◆ EXERCISE PROMPT ◆
Pick out the lines below that include the string "page".

◆ DATASET CONTENT ◆
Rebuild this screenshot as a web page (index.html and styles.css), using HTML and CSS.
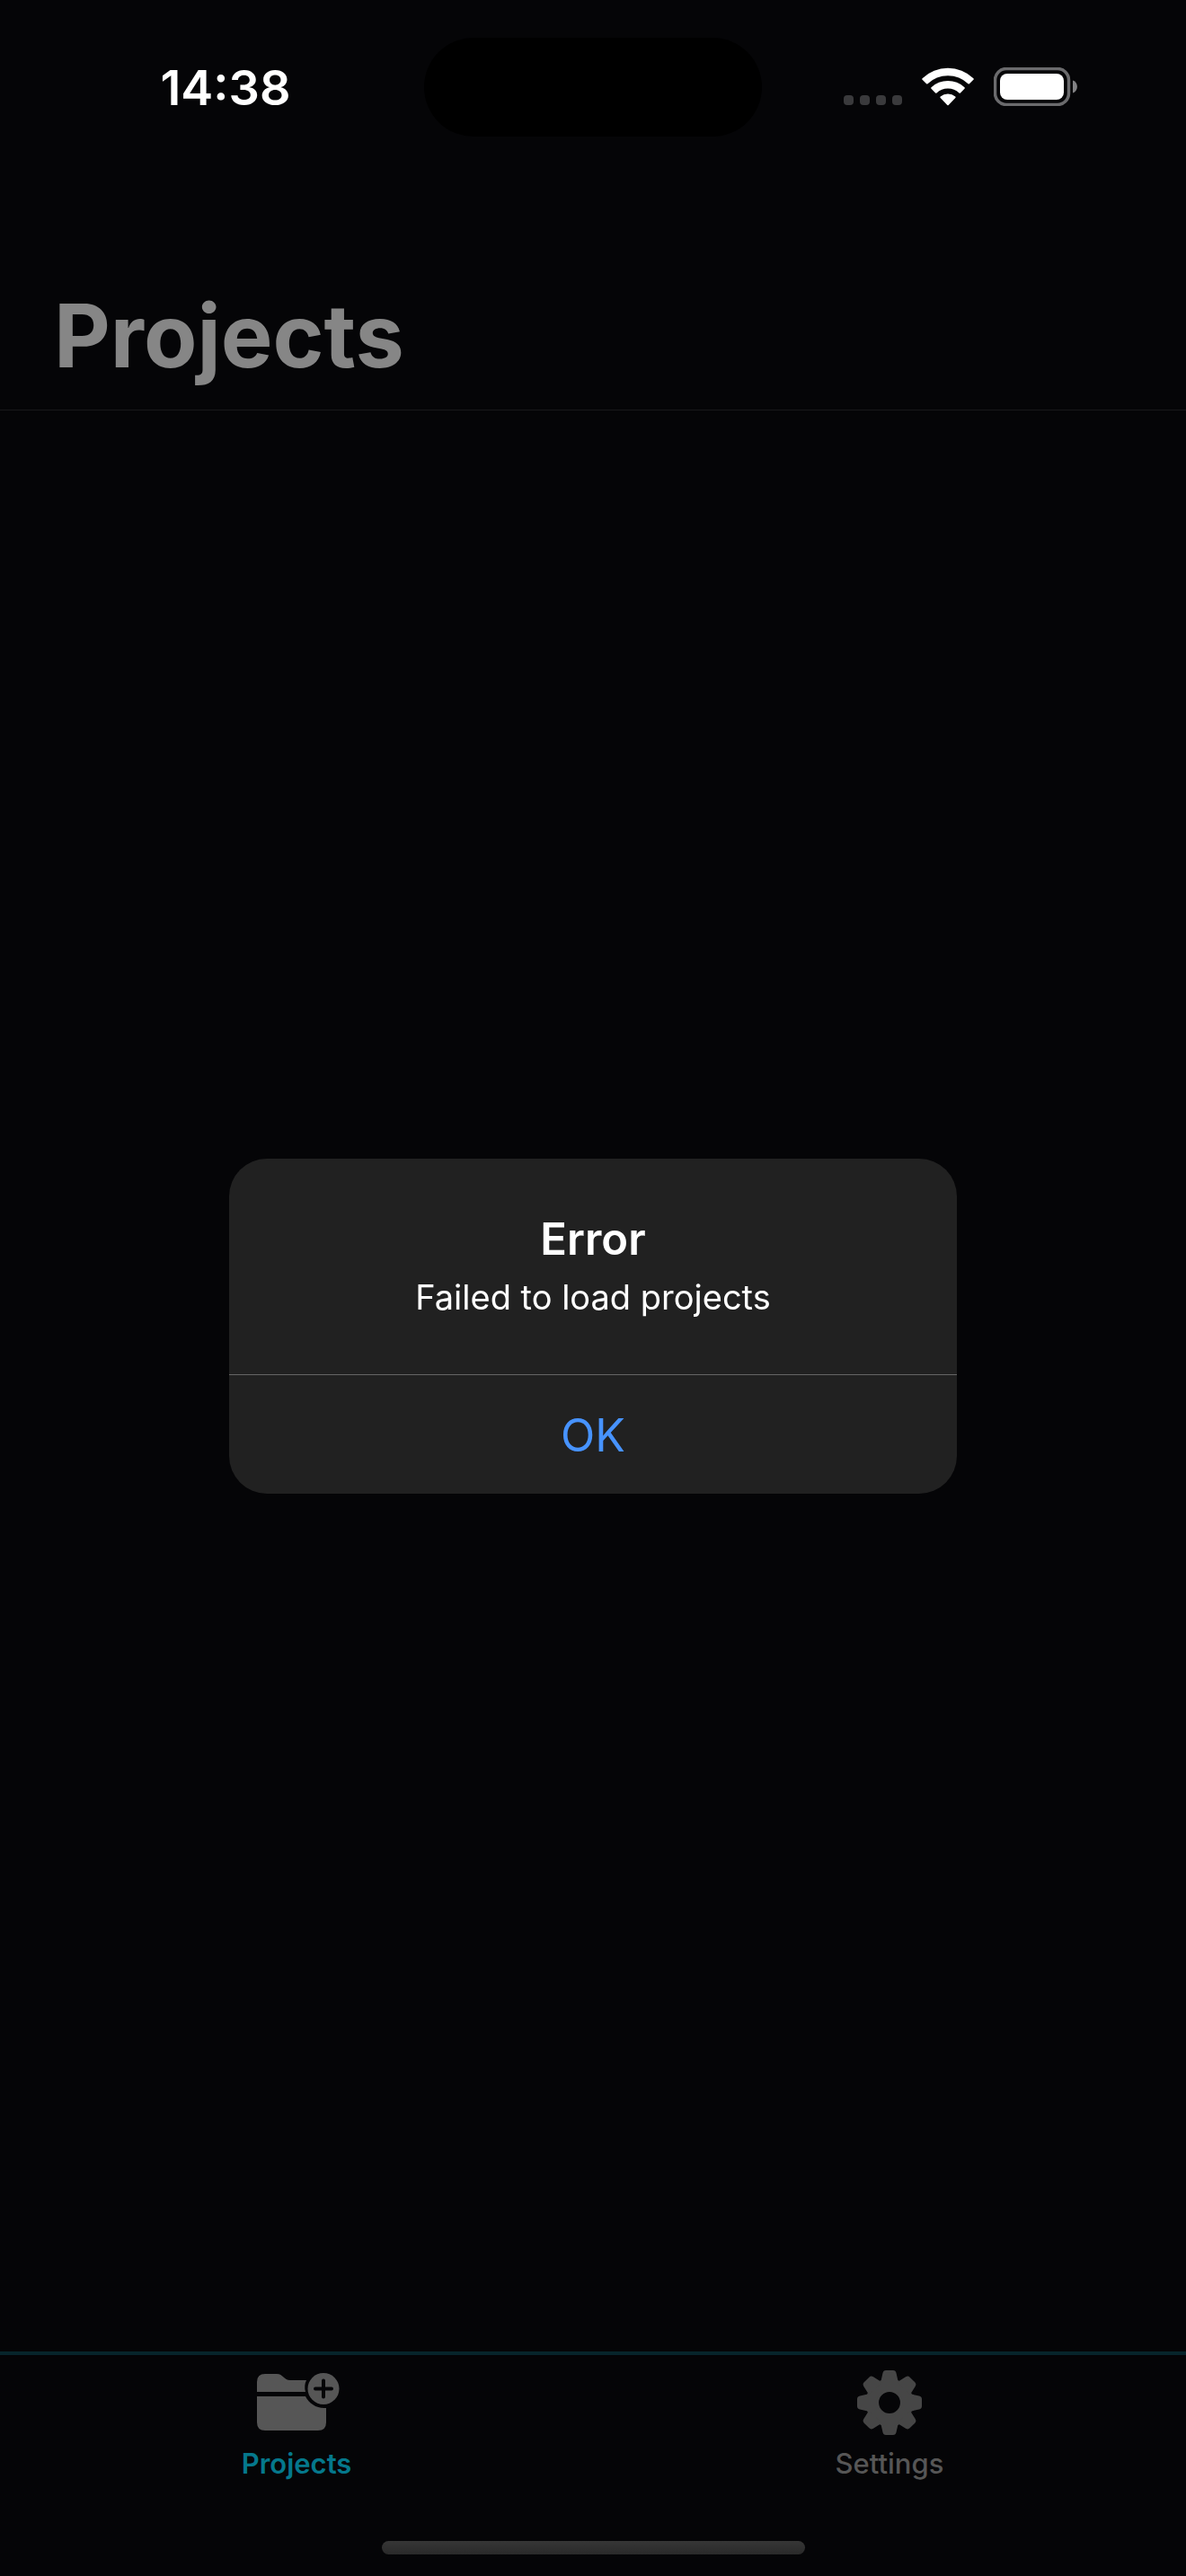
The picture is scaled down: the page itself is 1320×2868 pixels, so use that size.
FILE: index.html
```html
<!DOCTYPE html>
<html lang="en">
<head>
  <meta charset="utf-8">
  <meta name="viewport" content="width=device-width, initial-scale=1">
  <title>Projects</title>
  <link rel="stylesheet" href="styles.css">
</head>
<body>
  <div class="screen">
    <div class="status-bar">
      <time class="status-time">14:38</time>
      <span class="island"></span>
      <div class="status-icons">
        <svg class="icon-signal" viewBox="0 0 65 12" aria-hidden="true">
          <rect width="11" height="11" rx="4"/>
          <rect x="18" width="11" height="11" rx="4"/>
          <rect x="36" width="11" height="11" rx="4"/>
          <rect x="54" width="11" height="11" rx="4"/>
        </svg>
        <svg class="icon-wifi" viewBox="0 0 58 43" aria-hidden="true">
          <path d="M.6 12.2a1 1 0 0 0 0 1.500l4.500 4.500a1 1 0 0 0 1.400 0a32.500 32.500 0 0 1 45 0a1 1 0 0 0 1.400 0l4.500-4.500a1 1 0 0 0 0-1.500a41.200 41.200 0 0 0-56.800 0z"/>
          <path d="M10.500 22.300a1 1 0 0 0 0 1.500l4.600 4.600a1 1 0 0 0 1.400 0a18.500 18.500 0 0 1 25 0a1 1 0 0 0 1.400 0l4.600-4.600a1 1 0 0 0 0-1.500a27 27 0 0 0-37 0z"/>
          <path d="M20.700 32.600a1 1 0 0 0 0 1.500l7.600 7.900a1 1 0 0 0 1.400 0l7.600-7.900a1 1 0 0 0 0-1.500a13 13 0 0 0-16.600 0z"/>
        </svg>
        <svg class="icon-battery" viewBox="0 0 93 43" aria-hidden="true">
          <rect x="1.500" y="1.500" width="82" height="40" rx="12.500" fill="none" stroke="#6b6b6d" stroke-width="3.500"/>
          <rect x="7" y="7" width="71" height="29" rx="8" fill="#fff"/>
          <path d="M88 14.500c6.500 2 6.500 12 0 14z" fill="#828284"/>
        </svg>
      </div>
    </div>

    <header class="page-header">
      <h1 class="page-title">Projects</h1>
    </header>

    <main class="content"></main>

    <nav class="tab-bar">
      <div class="tabs">
        <a class="tab tab-active" href="#projects">
          <svg class="tab-icon" viewBox="0 0 96 72" aria-hidden="true">
            <path d="M4 24V13q0-9 9-9h13c7 0 8 7 15 7h18q-3 6-1 13z"/>
            <path d="M4 29h54c4 8 13 14 23 13v16q0 9-9 9H13q-9 0-9-9z"/>
            <circle cx="78" cy="20.500" r="17.500"/>
            <path class="plus" d="M69 20.500h18M78 11.500v18"/>
          </svg>
          <span>Projects</span>
        </a>
        <a class="tab" href="#settings">
          <svg class="tab-icon" viewBox="-48 -36 96 72" aria-hidden="true">
            <defs>
              <path id="tooth" d="M-10-22-7.500-33q.6-3 3.500-3h8q2.900 0 3.500 3L10-22z"/>
            </defs>
            <circle r="19.200" fill="none" stroke="currentColor" stroke-width="14.500"/>
            <use href="#tooth"/>
            <use href="#tooth" transform="rotate(45)"/>
            <use href="#tooth" transform="rotate(90)"/>
            <use href="#tooth" transform="rotate(135)"/>
            <use href="#tooth" transform="rotate(180)"/>
            <use href="#tooth" transform="rotate(225)"/>
            <use href="#tooth" transform="rotate(270)"/>
            <use href="#tooth" transform="rotate(315)"/>
          </svg>
          <span>Settings</span>
        </a>
      </div>
      <span class="home-indicator"></span>
    </nav>
  </div>

  <div class="overlay">
    <section class="alert" role="alertdialog" aria-labelledby="alert-title" aria-describedby="alert-text">
      <div class="alert-body">
        <h2 class="alert-title" id="alert-title">Error</h2>
        <p class="alert-text" id="alert-text">Failed to load projects</p>
      </div>
      <button class="alert-button" type="button">OK</button>
    </section>
  </div>
</body>
</html>
```

FILE: styles.css
```css
* {
  box-sizing: border-box;
}

body {
  margin: 0;
  background: #050507;
  color: #fff;
  font-family: Inter, "Liberation Sans", sans-serif;
}

h1,
h2,
p {
  margin: 0;
}

.screen {
  display: flex;
  flex-direction: column;
  min-height: 100vh;
}

/* Status bar */
.status-bar {
  display: grid;
  grid-template-columns: 1fr auto 1fr;
  align-items: center;
  padding: 42px 0 24px;
}

.status-time {
  padding: 2px 0 0 30px;
  font-size: 54px;
  line-height: 64px;
  font-weight: 600;
  text-align: center;
}

.island {
  width: 376px;
  height: 110px;
  border-radius: 55px;
  background: #000;
}

.status-icons {
  display: flex;
  justify-content: flex-end;
  align-items: flex-end;
  gap: 22px;
  padding: 0 121px 2px 0;
}

.status-icons svg {
  display: block;
  height: 43px;
}

.status-icons .icon-signal {
  width: 65px;
  height: 12px;
  fill: #3a3a3c;
}

.icon-wifi {
  width: 58px;
  fill: #fff;
}

.icon-battery {
  width: 93px;
}

/* Header */
.page-header {
  padding: 136px 60px 20px;
  border-bottom: 1px solid #19191b;
}

.page-title {
  color: #868686;
  font-size: 97px;
  line-height: 124px;
  font-weight: 700;
}

.content {
  flex: 1;
}

/* Tab bar */
.tab-bar {
  display: flex;
  flex-direction: column;
  align-items: center;
  gap: 68px;
  padding: 17px 0 24px;
  border-top: 4px solid #07252b;
}

.tabs {
  display: grid;
  grid-template-columns: 1fr 1fr;
  width: 100%;
}

.tab {
  display: flex;
  flex-direction: column;
  align-items: center;
  gap: 14px;
  color: #464646;
  font-size: 31px;
  line-height: 36px;
  font-weight: 500;
  text-decoration: none;
}

.tab span {
  color: #565656;
}

.tab-active {
  color: #565656;
  font-weight: 600;
}

.tab-active span {
  color: #05788c;
}

.tab-icon {
  width: 96px;
  height: 72px;
  fill: currentColor;
}

.plus {
  fill: none;
  stroke: #050507;
  stroke-width: 4;
  stroke-linecap: round;
}

.home-indicator {
  width: 471px;
  height: 15px;
  border-radius: 8px;
  background: linear-gradient(#363636, #2a2a2a);
}

/* Alert */
.overlay {
  position: fixed;
  inset: 0;
  display: grid;
  place-items: center;
  padding-top: 85px;
}

.alert {
  width: 810px;
  max-width: 90%;
  border-radius: 42px;
  overflow: hidden;
  background: #212121;
  text-align: center;
}

.alert-body {
  padding: 60px 48px 62px;
}

.alert-title {
  font-size: 49px;
  line-height: 60px;
  font-weight: 600;
}

.alert-text {
  padding-top: 10px;
  font-size: 38px;
  line-height: 48px;
}

.alert-button {
  display: block;
  width: 100%;
  height: 133px;
  padding: 2px 0 0;
  border: 0;
  border-top: 1px solid #656565;
  background: none;
  color: #4793ff;
  font: inherit;
  font-size: 50px;
  cursor: pointer;
}
```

◆ EXPECTED OUTPUT ◆
Rebuild this screenshot as a web page (index.html and styles.css), using HTML and CSS.
The picture is scaled down: the page itself is 1320×2868 pixels, so use that size.
    <header class="page-header">
      <h1 class="page-title">Projects</h1>
.page-header {
.page-title {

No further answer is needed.